— START Entries provided —

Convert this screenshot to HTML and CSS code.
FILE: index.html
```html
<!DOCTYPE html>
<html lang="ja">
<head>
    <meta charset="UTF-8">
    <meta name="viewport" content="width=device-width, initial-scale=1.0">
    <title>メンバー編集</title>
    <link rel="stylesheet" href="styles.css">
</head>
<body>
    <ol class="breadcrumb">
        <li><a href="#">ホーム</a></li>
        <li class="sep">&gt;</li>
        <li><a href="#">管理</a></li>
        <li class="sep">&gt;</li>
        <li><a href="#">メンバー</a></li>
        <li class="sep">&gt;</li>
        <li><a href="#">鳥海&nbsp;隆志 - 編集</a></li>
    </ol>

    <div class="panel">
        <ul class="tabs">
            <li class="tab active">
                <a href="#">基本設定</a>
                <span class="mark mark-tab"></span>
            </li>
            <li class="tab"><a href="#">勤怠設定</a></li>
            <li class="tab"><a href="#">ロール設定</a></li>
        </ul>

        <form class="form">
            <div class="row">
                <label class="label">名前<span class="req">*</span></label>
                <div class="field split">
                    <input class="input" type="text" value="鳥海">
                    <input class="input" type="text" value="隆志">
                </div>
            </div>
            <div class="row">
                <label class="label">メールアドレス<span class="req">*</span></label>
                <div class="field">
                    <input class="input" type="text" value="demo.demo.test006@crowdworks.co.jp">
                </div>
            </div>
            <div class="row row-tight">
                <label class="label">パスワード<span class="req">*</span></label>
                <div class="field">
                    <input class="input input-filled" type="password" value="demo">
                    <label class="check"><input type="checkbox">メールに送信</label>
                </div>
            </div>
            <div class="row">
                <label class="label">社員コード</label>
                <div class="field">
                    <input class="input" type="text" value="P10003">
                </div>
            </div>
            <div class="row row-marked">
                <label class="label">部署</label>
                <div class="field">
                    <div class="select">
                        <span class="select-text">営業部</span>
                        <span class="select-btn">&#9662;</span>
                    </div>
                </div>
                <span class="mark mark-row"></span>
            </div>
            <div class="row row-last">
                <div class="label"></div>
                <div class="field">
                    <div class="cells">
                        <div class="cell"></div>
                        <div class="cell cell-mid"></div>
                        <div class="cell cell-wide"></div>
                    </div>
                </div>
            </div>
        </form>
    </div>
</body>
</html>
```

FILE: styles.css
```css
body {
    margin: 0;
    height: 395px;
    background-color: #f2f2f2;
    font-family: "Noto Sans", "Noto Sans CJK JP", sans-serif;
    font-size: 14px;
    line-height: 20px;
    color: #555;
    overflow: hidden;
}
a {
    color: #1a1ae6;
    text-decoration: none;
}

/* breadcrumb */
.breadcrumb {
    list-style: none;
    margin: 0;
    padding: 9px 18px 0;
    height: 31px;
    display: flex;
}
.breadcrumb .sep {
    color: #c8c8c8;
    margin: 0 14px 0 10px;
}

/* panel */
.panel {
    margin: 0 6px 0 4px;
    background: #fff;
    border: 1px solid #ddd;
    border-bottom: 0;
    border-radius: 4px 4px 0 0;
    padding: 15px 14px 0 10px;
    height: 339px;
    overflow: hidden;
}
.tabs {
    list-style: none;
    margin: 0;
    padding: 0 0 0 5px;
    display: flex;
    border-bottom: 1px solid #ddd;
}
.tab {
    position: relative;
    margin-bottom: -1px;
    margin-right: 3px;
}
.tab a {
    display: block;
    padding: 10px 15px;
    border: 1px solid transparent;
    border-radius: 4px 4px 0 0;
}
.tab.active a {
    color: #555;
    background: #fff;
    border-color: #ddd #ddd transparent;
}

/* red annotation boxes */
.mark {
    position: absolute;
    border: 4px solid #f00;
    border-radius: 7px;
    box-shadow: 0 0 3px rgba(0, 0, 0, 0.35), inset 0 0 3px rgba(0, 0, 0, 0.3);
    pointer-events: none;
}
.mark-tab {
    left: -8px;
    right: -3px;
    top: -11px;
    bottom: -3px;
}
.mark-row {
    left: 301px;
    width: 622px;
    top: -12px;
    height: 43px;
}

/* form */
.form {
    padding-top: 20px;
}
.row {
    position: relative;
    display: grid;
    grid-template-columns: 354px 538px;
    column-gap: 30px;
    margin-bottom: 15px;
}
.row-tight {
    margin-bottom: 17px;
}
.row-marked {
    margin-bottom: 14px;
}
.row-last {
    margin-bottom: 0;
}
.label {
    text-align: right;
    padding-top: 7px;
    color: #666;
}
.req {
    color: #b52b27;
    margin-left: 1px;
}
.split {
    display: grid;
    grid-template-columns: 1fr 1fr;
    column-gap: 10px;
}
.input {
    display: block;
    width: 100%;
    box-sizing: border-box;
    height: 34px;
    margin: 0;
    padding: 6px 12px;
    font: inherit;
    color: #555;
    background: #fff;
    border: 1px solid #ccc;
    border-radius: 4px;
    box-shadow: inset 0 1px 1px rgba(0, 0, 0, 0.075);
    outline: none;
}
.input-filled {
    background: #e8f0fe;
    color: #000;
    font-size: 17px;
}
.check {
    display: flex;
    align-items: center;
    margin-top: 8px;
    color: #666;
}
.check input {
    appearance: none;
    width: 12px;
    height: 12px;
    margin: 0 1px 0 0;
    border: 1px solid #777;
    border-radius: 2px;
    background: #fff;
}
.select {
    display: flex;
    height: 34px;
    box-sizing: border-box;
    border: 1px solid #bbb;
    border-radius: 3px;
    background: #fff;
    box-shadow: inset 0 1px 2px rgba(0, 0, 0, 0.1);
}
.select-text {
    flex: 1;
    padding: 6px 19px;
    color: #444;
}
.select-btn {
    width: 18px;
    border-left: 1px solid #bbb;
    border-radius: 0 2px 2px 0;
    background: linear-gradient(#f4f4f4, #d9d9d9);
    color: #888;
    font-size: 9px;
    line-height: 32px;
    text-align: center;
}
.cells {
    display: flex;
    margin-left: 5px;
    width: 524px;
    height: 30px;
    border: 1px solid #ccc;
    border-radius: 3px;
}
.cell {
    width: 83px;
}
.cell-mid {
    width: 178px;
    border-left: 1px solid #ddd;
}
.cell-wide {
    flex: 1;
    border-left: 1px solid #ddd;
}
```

— END Entries provided —
— START Entries provided —

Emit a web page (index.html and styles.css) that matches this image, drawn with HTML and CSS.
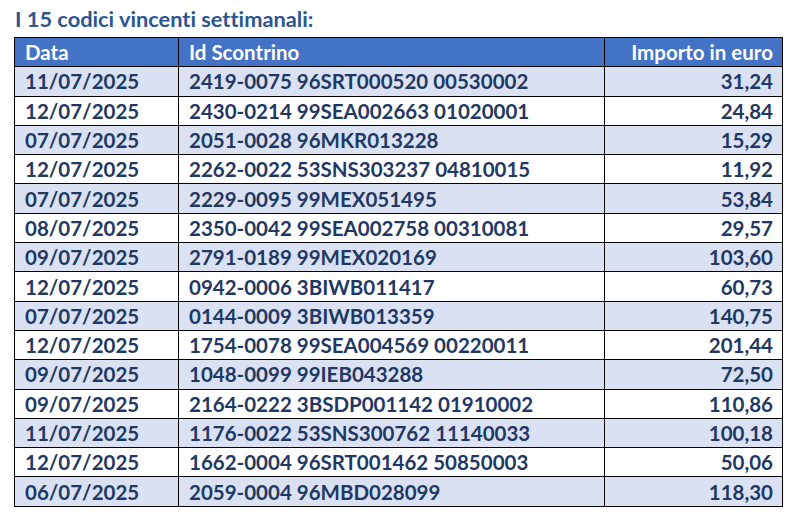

— END Entries provided —

[Work to be completed] Look for "this" and pull out every line that has it.

[Task answer]
Convert this screenshot to HTML and CSS code.
Emit a web page (index.html and styles.css) that matches this image, drawn with HTML and CSS.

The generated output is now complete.